Hence, after the failure of countless Acts of Parliament, it was borne in upon all earnest land-reformers that there could be only one final and satisfactory solution: that was the abolition of dual ownership—in other words, the buying out of the landlord and the establishment of the tenant in the single and undisputed ownership of the soil on fair and equitable terms. A tentative start had been made in land purchase by the Land Purchase Act of 1885—called, after its author, the Ashbourne Act. This experiment had proved an immense success, for in six years the ten millions sterling assigned for its operations were exhausted and 25,867 tenants had been turned into owners of their farms.
It became clear that a scheme of purchase which would, within a definite period, root out the last vestige of landlordism was the one only real and true solution for the land problem. And now, blessed day, and glory to the eyes that had lived to see it, and undying honour to the men whose genius and sacrifices had made it possible, the decree had gone forth that end there must be to landlordism. And, wonder of wonders, the landlords themselves had agreed to the fiat decreeing their own extinction as a ruling caste. It was with heartfelt hope and relief, and with the sense of a great victory achieved, that the country received the wondrous news of the success of the Land Conference. The dawn of a glorious promise had broken through the long night of Ireland's suffering, but the mischief-makers were already at work to see that the noonday sun of happiness did not shine too strongly or too steadily.
[CHAPTER X]
LAND PURCHASE AND A DETERMINED CAMPAIGN TO KILL IT
I can only rapidly sketch the events that followed the publication of the Land Conference Report. Mr Sexton made it his business in The Freeman's Journal to decry its findings on the sinister ground that they offered too much to the landlords and were not sufficiently favourable to the tenants, sneering at the proposal for a bonus, hinting that no Government would find money for this purpose. Mr Davitt, who was an earnest disciple of Henry George's ideal of Land Nationalisation, naturally enough found nothing to like in the proposals for land purchase, which would set up a race of peasant-proprietors who would never consent to surrender their ownership to the State and would consequently make the application of the principles of Land Nationalisation for ever impossible in Ireland. Besides, Michael Davitt had cause for personal hatred of landlordism, which exiled his parents after eviction, and incidentally meant the loss of an arm to himself, and a violence of language which would be excusable in him would not be justifiable or allowable in the cases of men who had not suffered similarly, such as Messrs Dillon and Sexton. Yet the fault was not theirs if the Land Conference did not end in wreckage and such a glorious chance of national reconciliation and appeasement was not lost to Ireland.

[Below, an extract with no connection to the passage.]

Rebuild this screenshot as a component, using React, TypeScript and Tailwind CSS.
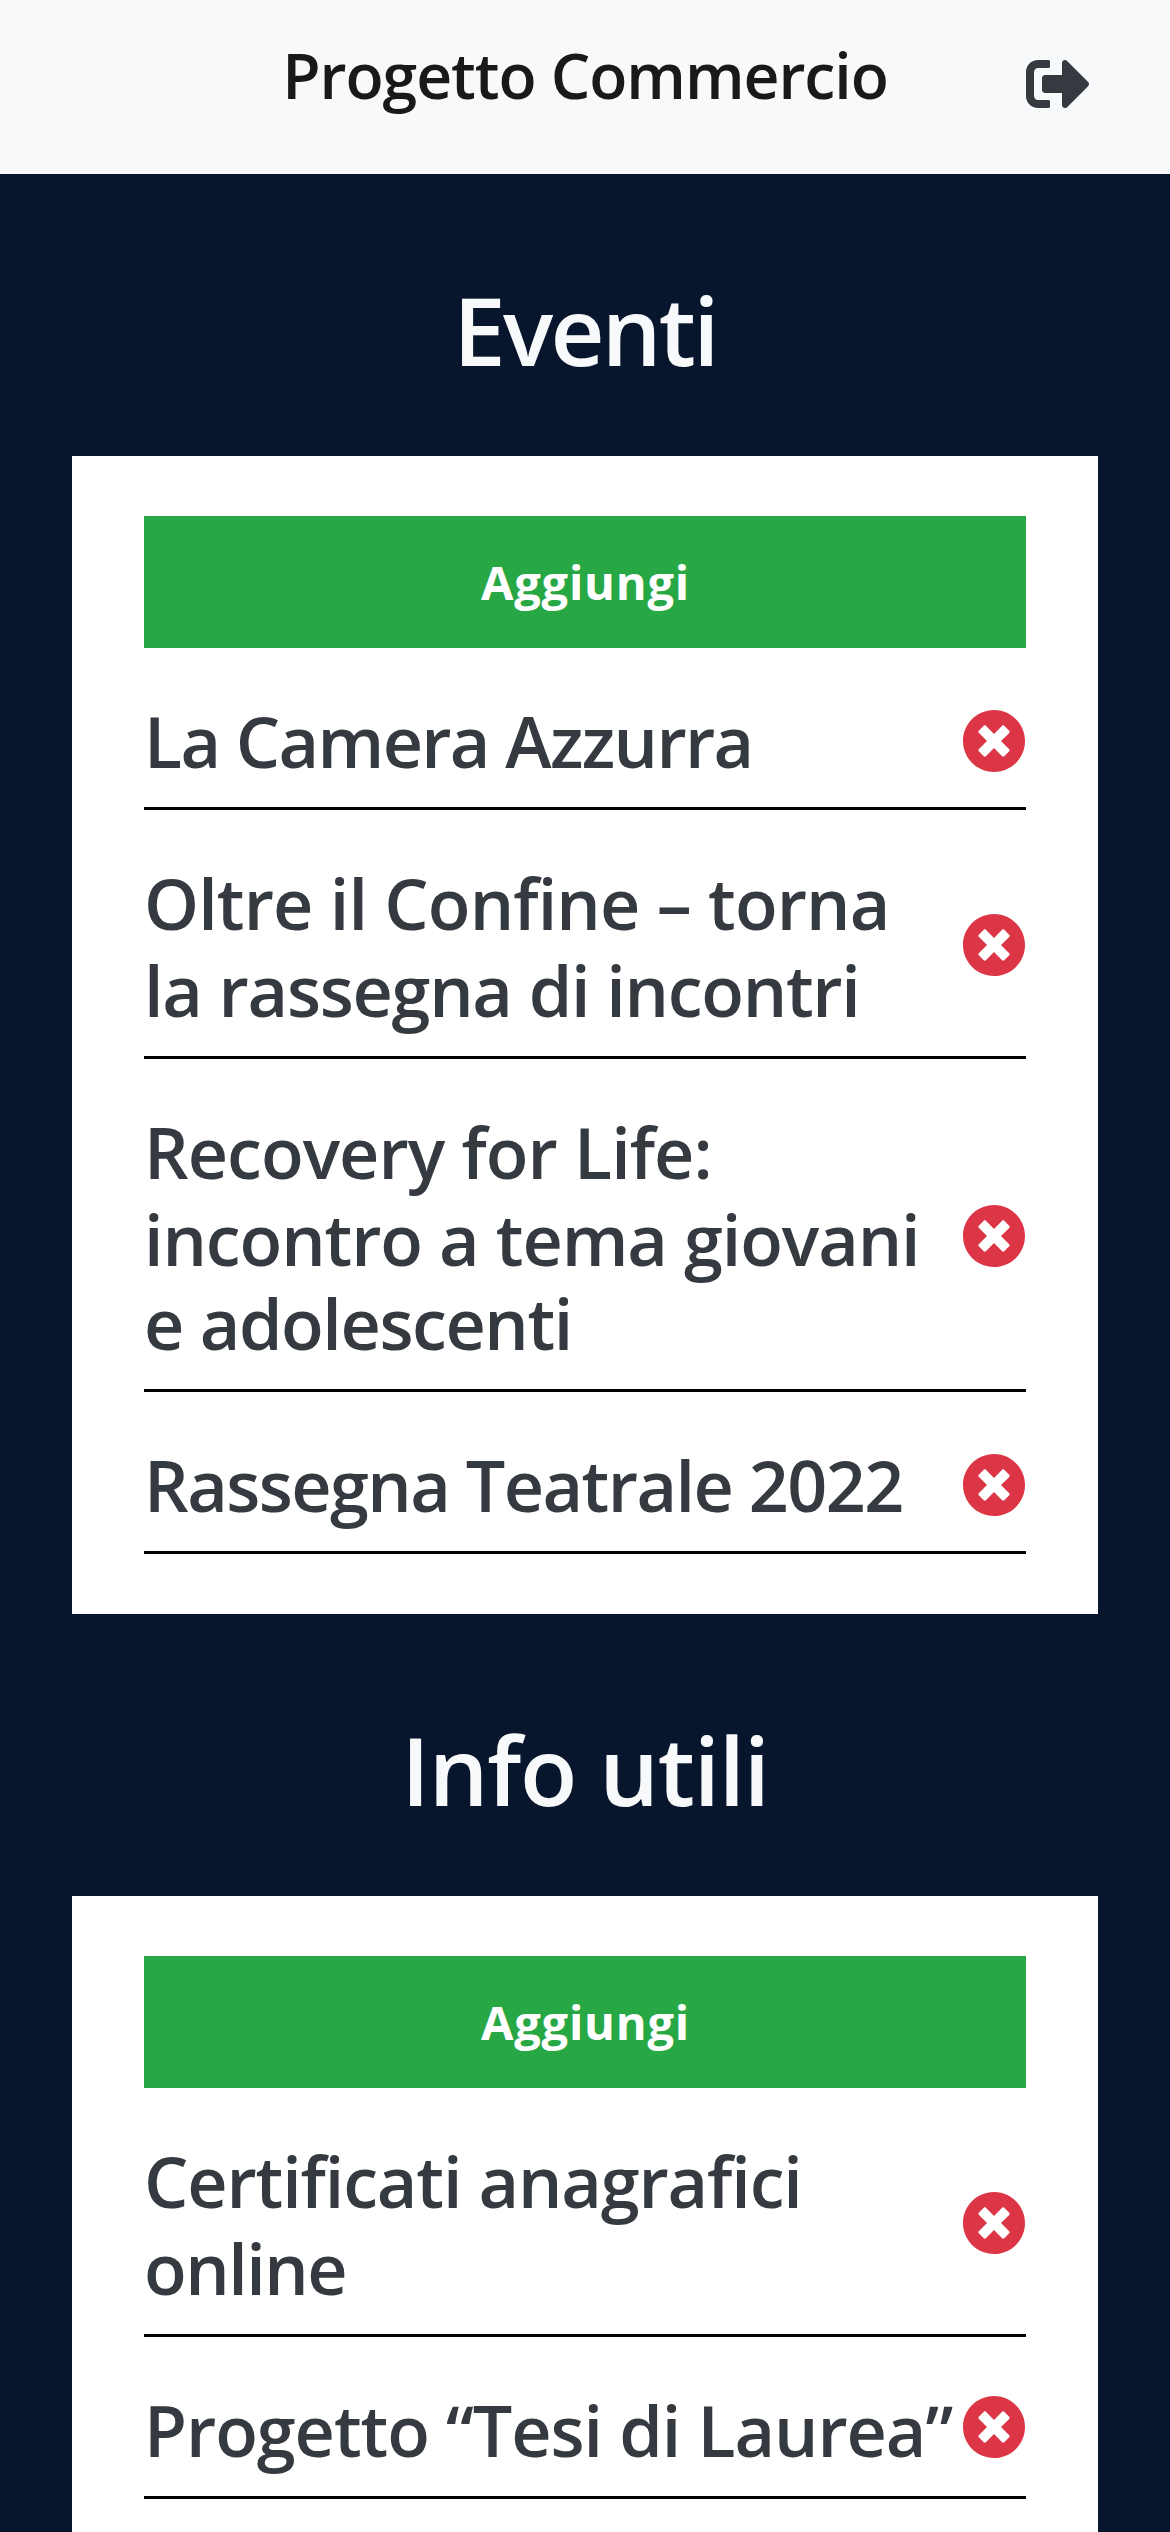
import React from "react";
import { FaSignOutAlt, FaTimesCircle } from "react-icons/fa";

type Line = { text: string; tracking: string };
type Item = { lines: Line[]; icon: string };
type Section = { title: string; tracking: string; items: Item[] };

const sections: Section[] = [
  {
    title: "Eventi",
    tracking: "tracking-[-2.7px]",
    items: [
      { icon: "mb-0", lines: [{ text: "La Camera Azzurra", tracking: "tracking-[-1.66px]" }] },
      {
        icon: "mb-[3px]",
        lines: [
          { text: "Oltre il Confine – torna", tracking: "tracking-[-0.88px]" },
          { text: "la rassegna di incontri", tracking: "tracking-[-1.25px]" },
        ],
      },
      {
        icon: "mb-[3px]",
        lines: [
          { text: "Recovery for Life:", tracking: "tracking-[-0.96px]" },
          { text: "incontro a tema giovani", tracking: "tracking-[-1.07px]" },
          { text: "e adolescenti", tracking: "tracking-[-1.41px]" },
        ],
      },
      { icon: "mb-0", lines: [{ text: "Rassegna Teatrale 2022", tracking: "tracking-[-1.56px]" }] },
    ],
  },
  {
    title: "Info utili",
    tracking: "tracking-[-1.2px]",
    items: [
      {
        icon: "mb-[3px]",
        lines: [
          { text: "Certificati anagrafici", tracking: "tracking-[-1.11px]" },
          { text: "online", tracking: "tracking-[-1.51px]" },
        ],
      },
      { icon: "mb-[6px]", lines: [{ text: "Progetto “Tesi di Laurea”", tracking: "tracking-[-1.04px]" }] },
    ],
  },
];

function ItemRow({ lines, icon }: Item) {
  return (
    <li className="flex items-center justify-between border-b-[3px] border-black pt-[50px] pb-[23px]">
      <h3 className="flex min-w-0 flex-col gap-px text-[70px] leading-[86px] font-semibold whitespace-nowrap text-[#343a40]">
        {lines.map((line, i) => (
          <span key={line.text} className={i === 2 ? `-mt-[3px] ${line.tracking}` : line.tracking}>
            {line.text}
          </span>
        ))}
      </h3>
      <FaTimesCircle className={`size-16 shrink-0 text-[#dc3545] ${icon}`} />
    </li>
  );
}

export default function App() {
  return (
    <div className="h-[2532px] w-full overflow-hidden bg-[#07162c] font-['Open_Sans',sans-serif]">
      <header className="relative flex h-[174px] items-start justify-center bg-[#f8f9fa]">
        <h1 className="mt-8 text-[62.5px] leading-[85px] font-semibold tracking-[-1.06px] text-[#191919]">
          Progetto Commercio
        </h1>
        <FaSignOutAlt className="absolute top-[52px] right-20 size-16 text-[#343a40]" />
      </header>
      {sections.map((section) => (
        <section key={section.title} className="px-[72px]">
          <h2 className="pt-[92px] pb-[62px] text-center text-[94px] leading-[128px] font-semibold text-[#f8f9fa]">
            <span className={section.tracking}>{section.title}</span>
          </h2>
          <div className="bg-white px-[72px] py-[60px]">
            <button className="block h-[132px] w-full bg-[#28a745] pl-px text-[47px] leading-[64px] font-bold tracking-[0.8px] text-white">
              Aggiungi
            </button>
            <ul>
              {section.items.map((item) => (
                <ItemRow key={item.lines[0].text} {...item} />
              ))}
            </ul>
          </div>
        </section>
      ))}
    </div>
  );
}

In the meantime Sir Antony MacDonnell, greatly daring and, I would likewise say, greatly patriotic, accepted the offer of the Irish Under-Secretaryship in a spirit of self-abnegation beyond praise. Mr Redmond and Mr O'Brien had, at his request, met him, early in February, 1903, to discuss the provisions of the contemplated Purchase Bill. It may be remarked that Messrs Dillon and Davitt were invited to meet Sir Antony on the same occasion, but they declined. They apparently desired the position of greater freedom and less responsibility, from which they could deliver their attacks upon their friends. They received little support from the country in their guerrilla warfare on the Land Conference findings. The Standing Committee of the Catholic Hierarchy left no room for doubt as to their views. They declared the holding of the Land Conference "to be an event of the best augury for the future welfare of both classes" (landlords and tenants), and they expressed the hope that its unanimity would result in legislation which would settle the Land Question once for all "and give the Irish people of every class a fair opportunity to live and serve their native land." The Irish Party and the National Directory of the United Irish League, the two bodies invested with sovereign authority to declare the national policy, unanimously, at specially convened meetings, approved the findings of the Land Conference and accepted them as the basis of a satisfactory settlement of the Land Question. Neither Mr Dillon nor Mr Davitt attended either of these meetings. Indeed, Mr Dillon ostentatiously took his departure from Dublin on the morning the meetings were held, but strangely enough he attended an adjourned meeting of the Party at Westminster the following day and opposed a proposal to raise the question of the Land Conference Report on the Address. Mr Redmond entered a dignified protest against Mr Dillon's conduct, pointing out that the previous day was Mr Dillon's proper opportunity for submitting any objections of his to his colleagues of the Party and of the National Directory. Mr Dillon did not find a single supporter for his attitude, and he was obliged to disclaim, with some heat, that he had any grievance in reference to the Conference. Next day he went abroad for the benefit of his health.